— Bitte, герр староста, можно к вам обратиться?
Блоковый кинулся было в ту сторону, чтобы наградить наглеца тумаком, но староста Хорст сказал тоном прусского офицера: — Разумеется, Immer raus damit.
— Нет, нет, мы не жалуемся. Господин блоковый очень добр к нам. Мы только хотели спросить, нельзя ли нам получить сейчас какую-нибудь еду. Мы уже три дня ничего не ели.
С минуту стояла полная тишина. Люди глотали слюнки. Потом староста сказал:
— Вы только что зачислены в состав нашего лагеря, приятели. Пайки на вас мы начнем получать только завтра. Ясно? — и уже в дверях добавил: Хефтлинку не подобает хныкать и жаловаться. Спойте что-нибудь и спите. Через три часа будет завтрак.
— Ага! — воскликнул блоковый после ухода обоих гостей. — Спеть — это хорошая идея! Кто из вас умеет петь?

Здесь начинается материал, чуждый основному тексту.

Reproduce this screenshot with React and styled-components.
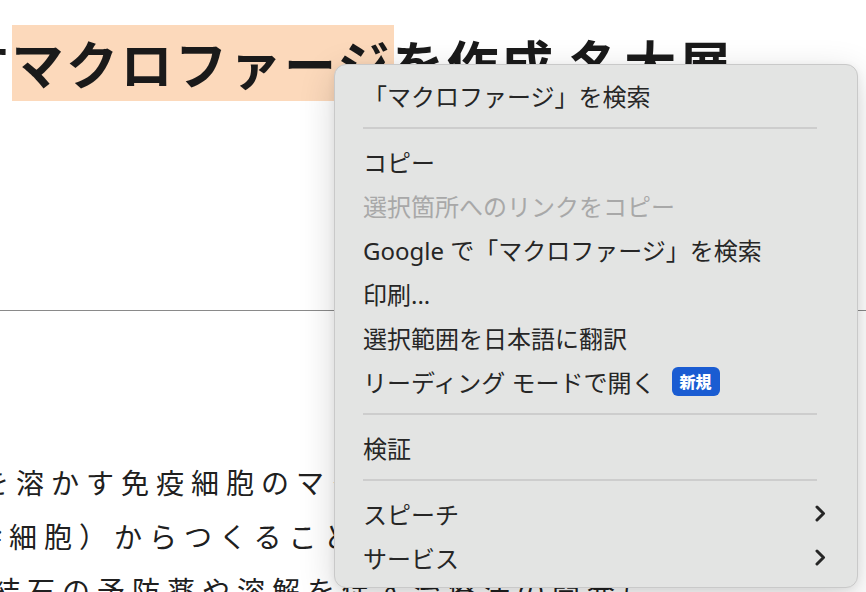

Пение в такой обстановке казалось всем довольно странным занятием. Наступило апатичное молчание.
— Что же вы?! Кто запоет, получит завтра лишнюю порцию похлебки. Ну-ка!
— Спой ты, Зденек, — прошептал Феликс и, не получив ответа, сказал вслух: — Вот Зденек хорошо поет. В Терезине он даже пел Миху в «Проданной невесте», помните?
И все, даже те, кто никогда не был в Терезине, забурчали:
— Пусть поет Зденек.
— Кто из вас Зденек? — спросил блоковый.
Несколько рук показало на Зденека, а Феликс воскликнул:
— Вот он, рядом со мной.
Блоковый остановился перед Зденеком.
— Ну-ка, сядь, чтоб тебя было видно. — И когда Зденек повиновался, спросил тихо: — Что ты делал на свободе?
— Работал на киностудии.
Блоковый повернул свою кепку козырьком назад и сделал такой жест, словно вращал ручку киносъемочного аппарата. — Пой, снимаю! — воскликнул он. Губы у него все время были выпячены, рот приоткрыт, и он по-прежнему шумно дышал.
У Зденека как-то странно сжалось сердце. О чем только он не думал в последние дни, и больше всего о смерти, но уж никак не о песнях. А впрочем, почему бы и не спеть? Он обхватил колени руками и начал:
Оковы, кандалы и цепи
Нас больше не повергнут в страх:
Ржавеют кандалы и цепи,
Свободу не удержишь в кандалах.
Он пел песенку Освобожденного театра[5], пел ее как-то механически, невесело и без подъема. Но тотчас же в полутьме несколько голосов подхватило песню:
Свободу не удержишь в путах
И в кандалы не закуешь,
Ржавеет сталь, и рвутся путы,
И мысль тюрьмою не уймешь…
Блоковый внимательно слушал, слов он не понимал, но все-таки похлопал в ладоши.
— Браво! Завтра я отведу тебя в лазарет, там старший врач тоже чех, он любит песни, вот увидишь, получишь жратвы сколько влезет. — И без всякого перехода обратился к остальным: — А теперь — спать! Одежду и обувь снять и сложить под головой. И если утром кто-нибудь заикнется мне о том, что у него украли башмаки, я его самолично вздую. Без обуви тут еще никто не прожил дольше двух дней. Но я его все-таки вздую в наказание за то, что он такой олух и дал себя обокрасть.